Customer service: Highly regulated customer service with the shortest possible response time to complaints and queries
Well-defined return and refund policies: Well-defined and consistent policies, should be visibly placed within product descriptions
Partnering with our product and business stakeholders we conducted workshops to finalize our feature prioritization:
There are three important aspects of this project worth highlighting apart from the visual design exercise. These decisions helped me build a stronger foundation early on and as the project grew, it made my life easier.
We didn't want a random home page to the webstore. We needed some structure to this (obviously). Another constraint I got from the business was that the homepage needs to be editable by business users to promote different product lines or individual product.

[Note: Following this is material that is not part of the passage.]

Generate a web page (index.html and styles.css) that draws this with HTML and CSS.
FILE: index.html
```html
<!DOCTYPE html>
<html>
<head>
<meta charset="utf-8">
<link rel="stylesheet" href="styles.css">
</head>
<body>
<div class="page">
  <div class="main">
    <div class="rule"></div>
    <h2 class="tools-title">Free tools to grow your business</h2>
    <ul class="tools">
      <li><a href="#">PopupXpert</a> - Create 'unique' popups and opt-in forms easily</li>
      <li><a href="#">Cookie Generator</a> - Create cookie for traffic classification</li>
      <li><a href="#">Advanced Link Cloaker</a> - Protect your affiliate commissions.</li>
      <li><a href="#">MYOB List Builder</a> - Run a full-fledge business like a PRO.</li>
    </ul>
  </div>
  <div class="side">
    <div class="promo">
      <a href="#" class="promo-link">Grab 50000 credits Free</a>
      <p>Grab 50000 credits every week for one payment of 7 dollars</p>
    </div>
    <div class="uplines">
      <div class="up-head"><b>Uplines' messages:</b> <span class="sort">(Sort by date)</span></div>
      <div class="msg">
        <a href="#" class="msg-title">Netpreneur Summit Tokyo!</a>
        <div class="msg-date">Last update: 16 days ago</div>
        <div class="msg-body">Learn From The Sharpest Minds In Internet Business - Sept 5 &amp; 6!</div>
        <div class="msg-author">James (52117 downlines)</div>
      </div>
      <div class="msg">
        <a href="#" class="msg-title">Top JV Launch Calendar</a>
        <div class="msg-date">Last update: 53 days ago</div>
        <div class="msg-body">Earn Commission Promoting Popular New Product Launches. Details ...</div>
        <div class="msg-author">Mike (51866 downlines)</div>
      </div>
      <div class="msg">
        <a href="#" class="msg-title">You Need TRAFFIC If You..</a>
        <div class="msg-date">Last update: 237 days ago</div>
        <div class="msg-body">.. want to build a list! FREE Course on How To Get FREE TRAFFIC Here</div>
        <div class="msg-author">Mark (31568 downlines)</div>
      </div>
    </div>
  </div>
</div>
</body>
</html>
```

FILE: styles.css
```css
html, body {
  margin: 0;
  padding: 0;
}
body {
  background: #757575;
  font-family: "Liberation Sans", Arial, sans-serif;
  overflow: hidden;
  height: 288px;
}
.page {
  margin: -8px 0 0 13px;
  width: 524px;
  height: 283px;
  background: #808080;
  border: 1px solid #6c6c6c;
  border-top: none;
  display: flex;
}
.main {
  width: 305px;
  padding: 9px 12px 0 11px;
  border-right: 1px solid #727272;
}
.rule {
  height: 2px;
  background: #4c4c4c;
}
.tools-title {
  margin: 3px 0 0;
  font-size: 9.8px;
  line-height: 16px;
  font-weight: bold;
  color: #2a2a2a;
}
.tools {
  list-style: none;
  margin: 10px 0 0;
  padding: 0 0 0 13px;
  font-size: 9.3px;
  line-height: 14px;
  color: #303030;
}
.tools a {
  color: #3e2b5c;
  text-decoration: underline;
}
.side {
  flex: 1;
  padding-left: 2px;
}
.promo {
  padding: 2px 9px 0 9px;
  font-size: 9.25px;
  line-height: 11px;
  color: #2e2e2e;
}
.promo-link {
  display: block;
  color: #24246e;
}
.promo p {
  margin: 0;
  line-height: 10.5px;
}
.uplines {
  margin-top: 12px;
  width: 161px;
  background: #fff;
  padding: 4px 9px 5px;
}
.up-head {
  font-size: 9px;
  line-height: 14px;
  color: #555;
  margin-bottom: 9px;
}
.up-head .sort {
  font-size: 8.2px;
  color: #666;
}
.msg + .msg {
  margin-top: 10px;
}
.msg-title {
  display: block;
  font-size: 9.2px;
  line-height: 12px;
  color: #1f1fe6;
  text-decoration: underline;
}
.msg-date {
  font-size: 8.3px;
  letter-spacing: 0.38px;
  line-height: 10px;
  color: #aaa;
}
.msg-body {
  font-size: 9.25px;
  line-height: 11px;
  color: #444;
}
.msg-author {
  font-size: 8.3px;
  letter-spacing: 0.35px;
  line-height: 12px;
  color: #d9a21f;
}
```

After some brainstorming I came up with the following recommendation of having a repeatable component on the homepage with different elements whose visibility can be triggered on or off to create unique sections in the homepage.
I understood that this project's scale was going to make things tricky in the later stage to manage assets. So once I had finalized the wireframes, I started creating components for each element. A gem of a Figma plugin called Pop a component, helped me massively to improve my workflow.
For example, once I had the vertical product card component created and all my screens in the file were using the same component. When I wanted to create a horizontal tile view, I only had to create a variant of the original component, duplicate the screen and swap the instance.
All the screens and components were religiously made exclusively in auto-layout. This meant as I worked on the screens and we were reviewing designs with the stakeholders if I had to add anything new in any part of the screen or modify any component that I made, everything flowed beautifully and I did not had to worry about spacing rules after setting the auto-layout guides for the first time.